The front-runner: Jessica Chastain, The Eyes of Tammy Faye
Jessica Chastain does a decadent Tammy Faye Bakker, the wealthy Christian televangelist whose husband brought down their empire when he went to federal prison for fraud. The Eyes of Tammy Faye suffered sleepy box-office returns and tepid reviews from critics last September, but Chastain's high-pitched, manic performance is the indisputable highlight. Some prognosticators questioned whether she could sustain months' worth of awards momentum, but they were proven wrong when she recently won both the Screen Actors Guild and Critics Choice Award prizes.

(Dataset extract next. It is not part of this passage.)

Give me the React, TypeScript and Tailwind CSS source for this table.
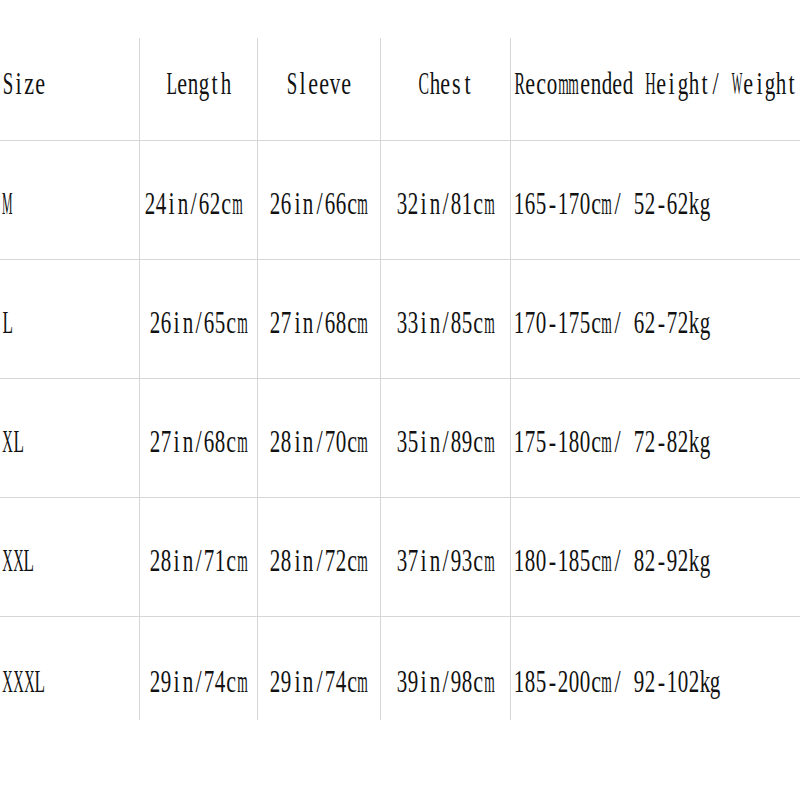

Someone else could still prevail come Oscar night, but Chastain has emerged as the likely bellwether.
Where to watch: HBO Max, iTunes, YouTube, Vudu

Olivia Colman, The Lost Daughter
Can Olivia Colman win Best Actress twice in only three years? It would be a rare feat but not an impossible one. Widely considered one of the greatest actors working today, Colman simmers and stews in The Lost Daughter, giving a far more internalized performance than the ones we saw in The Favourite and Fleabag. Maggie Gyllenhaal’s directorial debut is an arty Elena Ferrante adaptation that risked alienating some Academy voters, but both Colman and supporting actress Jesse Buckley made off with nods.
Where to watch: Netflix

Penélope Cruz, Parallel Mothers
Penélope Cruz’s first Oscar nomination was for 2006’s Volver, another of her seven (and counting) collaborations with beloved Spanish director Pedro Almodóvar. In Parallel Mothers, she plays a photographer who unexpectedly becomes pregnant at age 40, only for the hospital to mix up her baby with that of another woman. Mothers hews to the conventions of melodrama—an Almodóvarian signature—but Cruz embodies a master class in understatement. Hers is one of the few performances in this race that isn't based on previous source material, so her nomination will depend on whether she can break through the clutter of more familiar movies. It worked at the Venice Film Festival, where she won the prestigious Volpi Cup for Best Actress.
Where to watch: In theaters

Nicole Kidman, Being the Ricardos
After a Screen Actors Guild Award nomination—the acting categories' most crucial precursor—and a Golden Globe win, Nicole Kidman saw a major boost in this race. Hollywood’s favorite topic is Hollywood, one of multiple reasons Being the Ricardos was a prime contender. It’s also a crowd-pleaser directed by four-time nominee Aaron Sorkin and features a Kidman performance whose verisimilitude (or lack thereof, according to some) has sparked internet debate. Kidman doesn’t try to look or sound exactly like Lucille Ball, which gives her performance breathing room that some biopics lack. It’s been almost two decades since she won for The Hours, and this accolade could double as an acknowledgement of the unimpeachable career she has built for herself.
Where to watch: Amazon Prime

Kristen Stewart, Spencer
For Oscar voters, biopics are an easy shortcut. The acting is tangible; they can judge it against what they know about the real person being portrayed. Indeed, almost half of the lead-acting prizes in the last 30 years have gone to biopic performances. That alone boosts Kristen Stewart’s odds, despite the fact that Spencer isn’t your typical biopic. Playing a psychologically wounded Princess Diana during the British royal family’s 1991 Christmas celebrations, Stewart submits career-defining work, proving once and for all that she has graduated from Twilight superstar to indie empress. Even folks who don’t care for director Pablo Larraín’s arty freakout of a movie can’t deny the depth of Stewart’s transformation. She was the presumed front-runner in this category, but a snub from the SAG Awards put a damper on that momentum.